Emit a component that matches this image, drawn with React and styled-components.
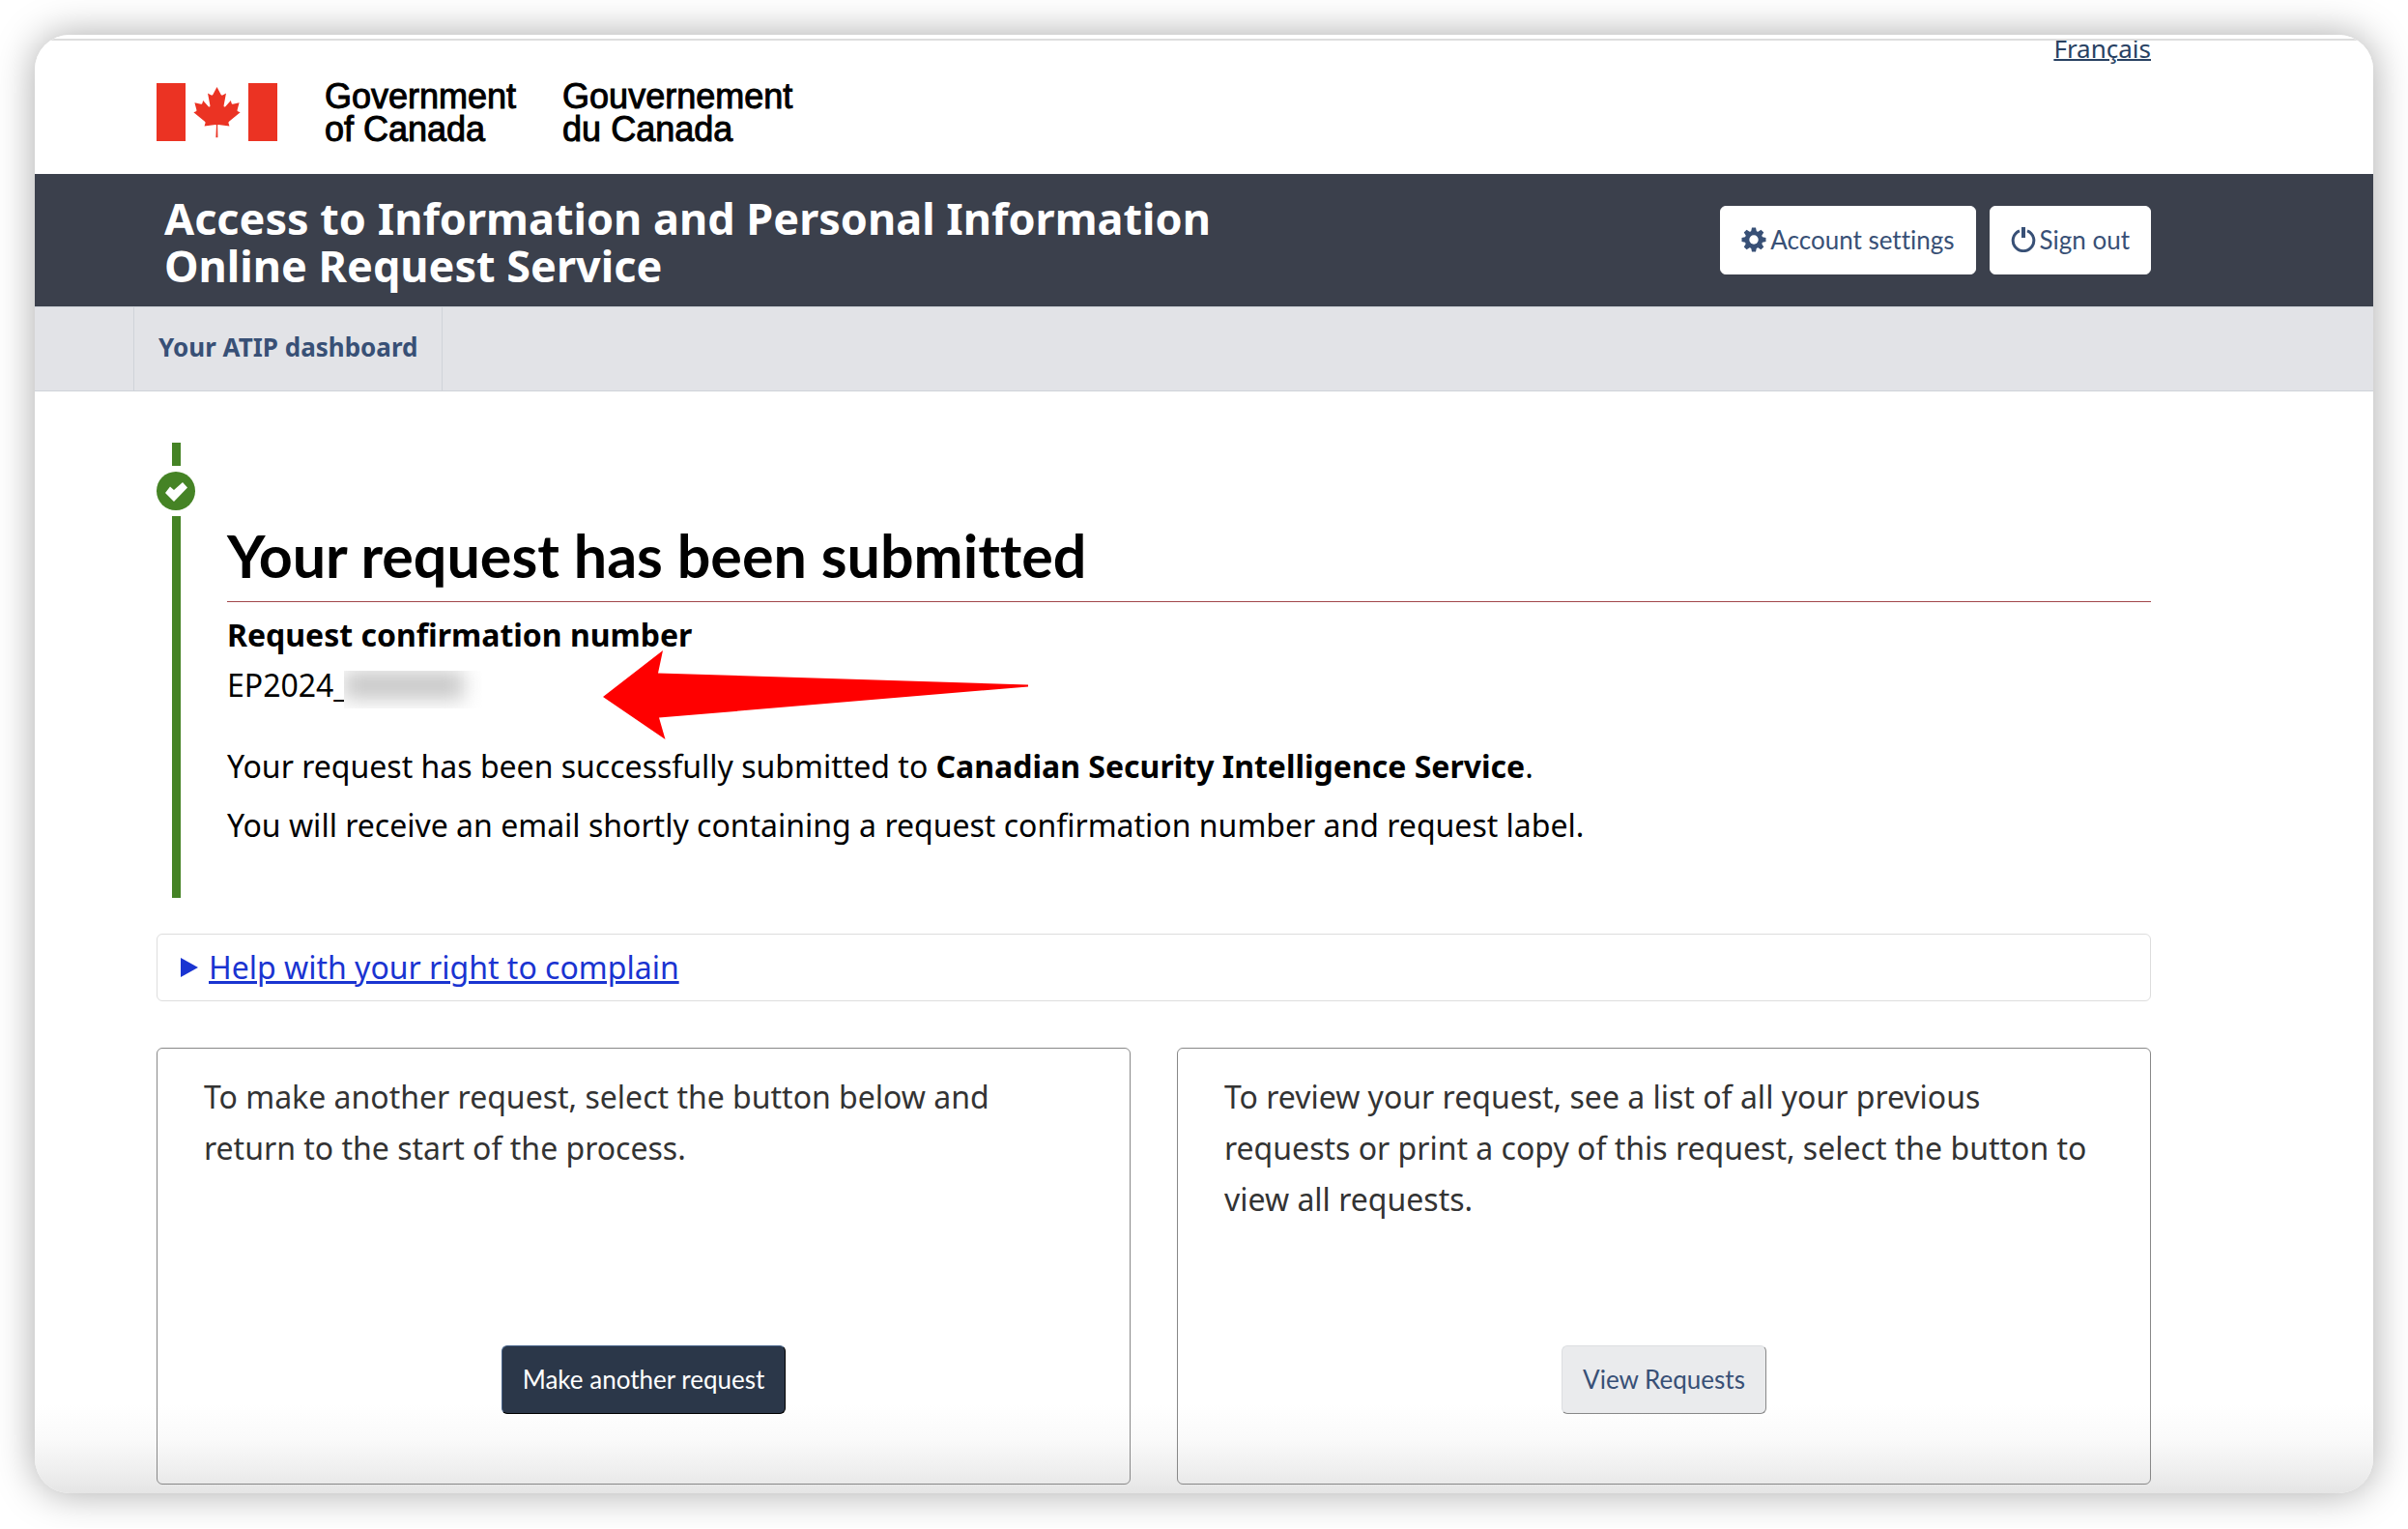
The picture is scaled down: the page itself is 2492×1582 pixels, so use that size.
import React from 'react';
import styled, { createGlobalStyle, css } from 'styled-components';

const sans = '"Noto Sans", "Open Sans", sans-serif';
const lato = 'Lato, "Noto Sans", sans-serif';

const GlobalStyle = createGlobalStyle`
  *, *::before, *::after { box-sizing: border-box; }
  body { margin: 0; padding: 36px; background: #fff; color: #000; font-family: ${sans}; font-size: 32px; }
  h1, h2, p { margin: 0; }
`;

const Window = styled.div`
  overflow: hidden;
  border-radius: 36px;
  padding-top: 4px;
  background: linear-gradient(to top, #e5e5e5 0, #efefef 24px, #fafafa 56px, #fff 92px);
  box-shadow: 0 0 40px rgba(0, 0, 0, 0.34);
`;

const gutters = css`
  padding-left: 126px;
  padding-right: 230px;
`;

const Masthead = styled.header`
  ${gutters}
  display: flex;
  justify-content: space-between;
  align-items: flex-start;
  height: 140px;
  border-top: 2px solid #ddd;
  overflow: hidden;
`;

const Brand = styled.div`
  display: flex;
  align-items: flex-start;
  padding-top: 44px;
`;

const Flag = styled.svg`
  width: 125px;
  height: 60px;
  margin-right: 49px;
`;

const Wordmark = styled.div`
  margin-right: 48px;
  margin-top: -3px;
  font: 36px/34px "Liberation Sans", Arial, sans-serif;
  -webkit-text-stroke: 1px #000;
`;

const LanguageLink = styled.a`
  color: #284162;
  font-size: 26px;
  line-height: 36px;
  text-decoration-thickness: 2px;
  margin-top: -10px;
`;

const TitleBar = styled.div`
  ${gutters}
  display: flex;
  justify-content: space-between;
  align-items: center;
  min-height: 137px;
  background: #3b404c;
`;

const AppTitle = styled.h2`
  max-width: 1200px;
  padding: 3px 0 0 8px;
  color: #fff;
  font-size: 45px;
  line-height: 49px;
`;

const Actions = styled.div`
  display: flex;
  gap: 14px;
`;

const tones = {
  plain: css`background: #fff; border-color: #fff; color: #385076;`,
  dark: css`background: #2b3749; border-color: #466288 #000 #000 #466288; color: #fff;`,
  light: css`background: #eaebed; border-color: #dcdee1 #888 #888 #dcdee1; color: #385076;`,
};

const Button = styled.button`
  display: flex;
  align-items: center;
  gap: 4px;
  height: 71px;
  padding: 0 21px 2px;
  border: 1px solid;
  border-radius: 6px;
  font: 26px/38px ${lato};
  font-variant-ligatures: none;
  ${(p) => tones[p.$tone]}
`;

const ButtonIcon = styled.svg`
  width: 26px;
  height: 26px;
`;

const Nav = styled.nav`
  display: flex;
  padding-left: 102px;
  background: #e2e3e7;
  border-top: 1px solid #cfd3d9;
  border-bottom: 1px solid #cfd3d9;
`;

const NavLink = styled.a`
  padding: 23px 25px 27px;
  border: solid #cfd3d9;
  border-width: 0 1px;
  color: #385076;
  font-size: 26px;
  font-weight: 700;
  line-height: 36px;
  text-decoration: none;
`;

const Main = styled.main`
  ${gutters}
  padding-top: 53px;
  padding-bottom: 9px;
`;

const Status = styled.section`
  display: flex;
  gap: 33px;
`;

const Track = styled.div`
  display: flex;
  flex-direction: column;
  align-items: center;
  gap: 6px;
  width: 40px;
`;

const Rail = styled.span`
  width: 9px;
  background: #458325;
  ${(p) => (p.$fill ? 'flex: 1;' : 'height: 24px;')}
`;

const StatusBadge = styled.svg`
  width: 40px;
  height: 40px;
`;

const StatusBody = styled.div`
  flex: 1;
  padding: 80px 0 49px;
`;

const PageTitle = styled.h1`
  padding-bottom: 10px;
  border-bottom: 1px solid #a2474b;
  font: 700 61px/74px ${lato};
  font-variant-ligatures: none;
`;

const Label = styled.p`
  margin-top: 8px;
  font-weight: 700;
  line-height: 52px;
`;

const Confirmation = styled.div`
  position: relative;
  display: flex;
  align-items: center;
  line-height: 52px;
`;

const Redaction = styled.span`
  width: 143px;
  height: 39px;
  margin: 9px 0 0 -4px;
  overflow: hidden;
  background: #fff;
  &::before {
    content: '';
    display: block;
    width: 124px;
    height: 30px;
    background: #c9c9c9;
    filter: blur(10px);
  }
`;

const Arrow = styled.svg`
  position: absolute;
  left: 389px;
  top: -10px;
  width: 442px;
  height: 94px;
`;

const Note = styled.p`
  margin-top: ${(p) => (p.$first ? 32 : 9)}px;
  line-height: 52px;
`;

const Help = styled.details`
  margin-top: 37px;
  border: 1px solid #ddd;
  border-radius: 6px;
  color: #1a34d1;
`;

const HelpSummary = styled.summary`
  display: flex;
  align-items: center;
  gap: 11px;
  padding: 8px 24px;
  line-height: 52px;
  list-style: none;
  cursor: pointer;
  text-decoration: underline;
  text-decoration-thickness: 3px;
  &::before {
    content: '';
    border-left: 18px solid;
    border-top: 10px solid transparent;
    border-bottom: 10px solid transparent;
  }
`;

const Cards = styled.div`
  display: grid;
  grid-template-columns: 1fr 1fr;
  gap: 48px;
  margin-top: 48px;
`;

const Card = styled.section`
  display: flex;
  flex-direction: column;
  align-items: center;
  justify-content: space-between;
  min-height: 452px;
  padding: 23px 48px 72px;
  border: 1px solid #888;
  border-radius: 6px;
`;

const CardText = styled.p`
  width: 100%;
  color: #333;
  line-height: 53px;
`;

export default function App() {
  return (
    <>
      <GlobalStyle />
      <Window>
        <Masthead>
          <Brand>
            <Flag viewBox="0 0 125 60" role="img" aria-label="Canada">
              <path fill="#eb3323" d="M0 0h30v60H0zM95 0h30v60H95z" />
              <path
                fill="#eb3323"
                transform="translate(5 0.3) scale(0.92)"
                d="M62.500 4l-4.600 8.600c-.5.9-1.400.8-2.300.3l-3.400-1.700 2.500 13.200c.5 2.400-1.200 2.400-2 1.400l-5.800-6.500-.9 3.300c-.1.400-.6.900-1.300.8l-7.300-1.600 1.900 7c.4 1.600.7 2.200-.4 2.600l-2.600 1.200 12.600 10.200c.5.400.8 1.100.6 1.700l-1.100 3.600c4.300-.5 8.200-1.200 12.500-1.700.4 0 1 .6 1 1l-.6 13.400h2.200l-.3-13.400c0-.4.500-1 .9-1 4.300.5 8.200 1.200 12.500 1.700l-1.100-3.600c-.2-.6.100-1.300.6-1.700l12.600-10.200-2.600-1.200c-1.100-.4-.8-1-.4-2.600l1.900-7-7.300 1.600c-.7.1-1.200-.4-1.300-.8l-.9-3.300-5.800 6.500c-.8 1-2.500 1-2-1.400l2.500-13.200-3.400 1.700c-.9.500-1.800.6-2.300-.3z"
              />
            </Flag>
            <Wordmark>Government<br />of Canada</Wordmark>
            <Wordmark lang="fr">Gouvernement<br />du Canada</Wordmark>
          </Brand>
          <LanguageLink href="#fr" lang="fr">Français</LanguageLink>
        </Masthead>
        <TitleBar>
          <AppTitle>Access to Information and Personal Information Online Request Service</AppTitle>
          <Actions>
            <Button type="button" $tone="plain">
              <ButtonIcon viewBox="-13 -13 26 26" aria-hidden="true">
                <g fill="#385076">
                  {[0, 45, 90, 135].map((a) => (
                    <path key={a} transform={`rotate(${a})`} d="M-3-8l1-4.500h4L3-8V8L2 12.500h-4L-3 8z" />
                  ))}
                  <circle r="9.300" />
                </g>
                <circle r="4.700" fill="#fff" />
              </ButtonIcon>
              Account settings
            </Button>
            <Button type="button" $tone="plain">
              <ButtonIcon viewBox="0 0 26 26" aria-hidden="true" fill="none" stroke="#385076">
                <path strokeWidth="3" d="M9 3.800a10.800 10.800 0 1 0 8 0" />
                <path strokeWidth="4" d="M13 0v11" />
              </ButtonIcon>
              Sign out
            </Button>
          </Actions>
        </TitleBar>
        <Nav>
          <NavLink href="#dashboard">Your ATIP dashboard</NavLink>
        </Nav>
        <Main>
          <Status>
            <Track>
              <Rail />
              <StatusBadge viewBox="0 0 40 40" aria-hidden="true">
                <circle cx="20" cy="20" r="20" fill="#458325" />
                <path fill="#fff" d="M9 22l5-6.500 4 3.500 9-8 5 5.500L18 31z" />
              </StatusBadge>
              <Rail $fill />
            </Track>
            <StatusBody>
              <PageTitle>Your request has been submitted</PageTitle>
              <Label>Request confirmation number</Label>
              <Confirmation>
                EP2024_
                <Redaction />
                <Arrow viewBox="0 0 442 94" aria-hidden="true">
                  <path fill="#f00" d="M0 48L62 0l-5 23.500L440 35.500v2L58 69.500 64.500 92z" />
                </Arrow>
              </Confirmation>
              <Note $first>
                Your request has been successfully submitted to <b>Canadian Security Intelligence Service</b>.
              </Note>
              <Note>
                You will receive an email shortly containing a request confirmation number and request label.
              </Note>
            </StatusBody>
          </Status>
          <Help>
            <HelpSummary>Help with your right to complain</HelpSummary>
          </Help>
          <Cards>
            <Card>
              <CardText>
                To make another request, select the button below and return to the start of the process.
              </CardText>
              <Button type="button" $tone="dark">Make another request</Button>
            </Card>
            <Card>
              <CardText>
                To review your request, see a list of all your previous requests or print a copy of this
                request, select the button to view all requests.
              </CardText>
              <Button type="button" $tone="light">View Requests</Button>
            </Card>
          </Cards>
        </Main>
      </Window>
    </>
  );
}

---------------

| WHAT TO DO |
Copy down every line of the material above that includes the string "this".

| COMPLETE OUTPUT |
Emit a component that matches this image, drawn with React and styled-components.
                To review your request, see a list of all your previous requests or print a copy of this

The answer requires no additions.